Let’s take a moment to talk about Yaz, because this episode gives her a number of long-overdue character moments that point to some interesting developments down the line. Out of the three companions, Yaz seems determined to set herself up as the Doctor’s apprentice, perhaps even her equal. Ryan and Graham rarely challenge the Doctor so directly as Yaz does in this episode, insisting that her plan was worthwhile even when it put her and Gabriela in danger and refusing to let accusations of recklessness from the others dampen her enthusiasm. The Thirteenth Doctor spends far less time interacting with her companions on an interpersonal level and more time using them as a sounding board than previous regenerations did, so it’s fun to see the Doctor stopping to lock horns with an unruly disciple. 

Conversely, when the Doctor off-handedly mentions handing out gold stars near the episode’s end, it’s Yaz who responds with a genuinely enthusiastic “Yes!” under her breath.

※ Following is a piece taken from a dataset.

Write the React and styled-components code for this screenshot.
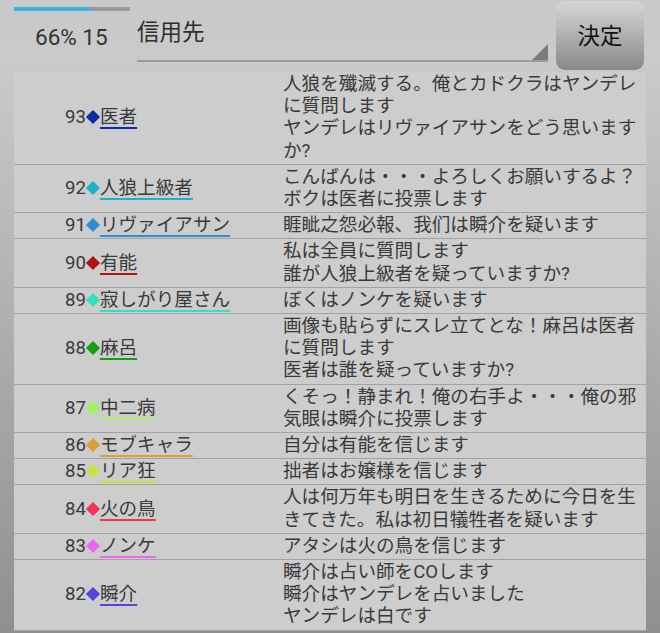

It’s looking very much like Yasmin Khan, while a bit of a Time Lord Try-Hard right now, is actively seeking to emulate and even go toe-to-toe with the Doctor rather than simply enjoying the ride across the universe. We’re unlikely to see Yaz flying an American diner through time and space any time soon, but it’s nice to understand something about what’s motivating her to stay inside the TARDIS beyond curiosity.

Graham gets much less to do this week, but it’s worth mentioning one scene where he gives Jake a pep-talk out on a gorgeous beach, discussing his troubled relationship with Adam. “Can you imagine what it’s like to be married to someone that impressive?” Jake asks. Graham doesn’t respond, never mentions Grace by name, but the sad little smile Bradley Walsh offers up instead speaks volumes. Like Donna and Wilf before him, Graham is proof positive that older, wearier characters have their place in the TARDIS too.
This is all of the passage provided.